19.3 No failure by Company to exercise any power, right, privilege or remedy under this License, and no delay on the party of Company in exercising any power, right, privilege or remedy under this License, shall operate as a waiver of such power, right, privilege or remedy. No waiver shall be effective unless it is in writing and signed by an authorized representative of the waiving party, and any such waiver shall only be applicable to the specific instance referenced in such writing.
19.4 The relationship between the parties hereto is that of independent contractors. No agency, partnership, joint venture, employment or franchise relationship between the parties is created by this License.
19.5 The parties hereto agree that any rule of construction to the effect that ambiguities are to be resolved against the drafting party shall not apply to the interpretation of this License.
19.6 All payment obligations of Customer, and any provisions which by their terms contemplate continuing effectiveness, shall survive any termination or expiration of this License.

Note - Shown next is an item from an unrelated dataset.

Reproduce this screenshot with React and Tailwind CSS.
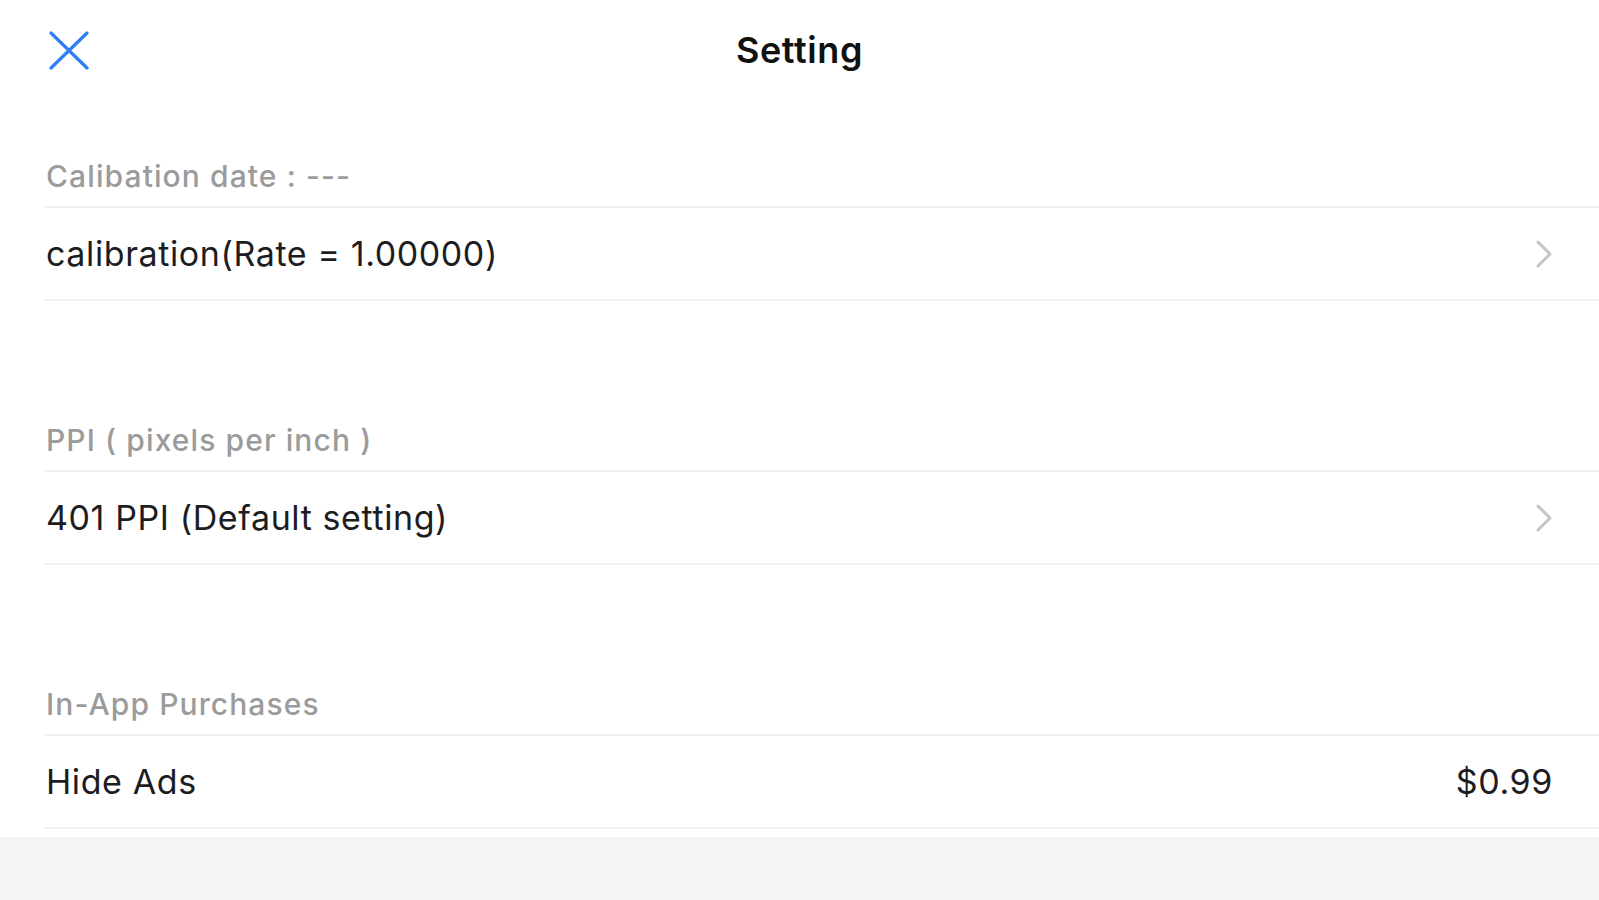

19.7 If any part of this License is held void or unenforceable, such part will be treated as severable, leaving valid the remainder of this License notwithstanding the part or parts found to be void or unenforceable.
19.8 Nothing in this License shall be deemed to create any right or benefit in any person not a party hereto.
19.9 Customer agrees that nothing in this License shall be deemed to prevent Company at any time from entering into any similar or other business relationship of any kind with any third party for any purpose.
19.10 By acceptance and use of this License, Customer hereby grants to Company a limited, non-exclusive, royalty free license to use and/or display Customer’s corporate name, trademarks and/or logos (the “Marks”) on Company’s web site and in Company’s sales and marketing collateral. Any of the Marks used and/or displayed by Company in connection with the foregoing shall be and remain Customer’s sole and exclusive property. Any and all rights and good will in any of the Marks used and/or displayed in connection with the foregoing shall inure to the benefit of Customer.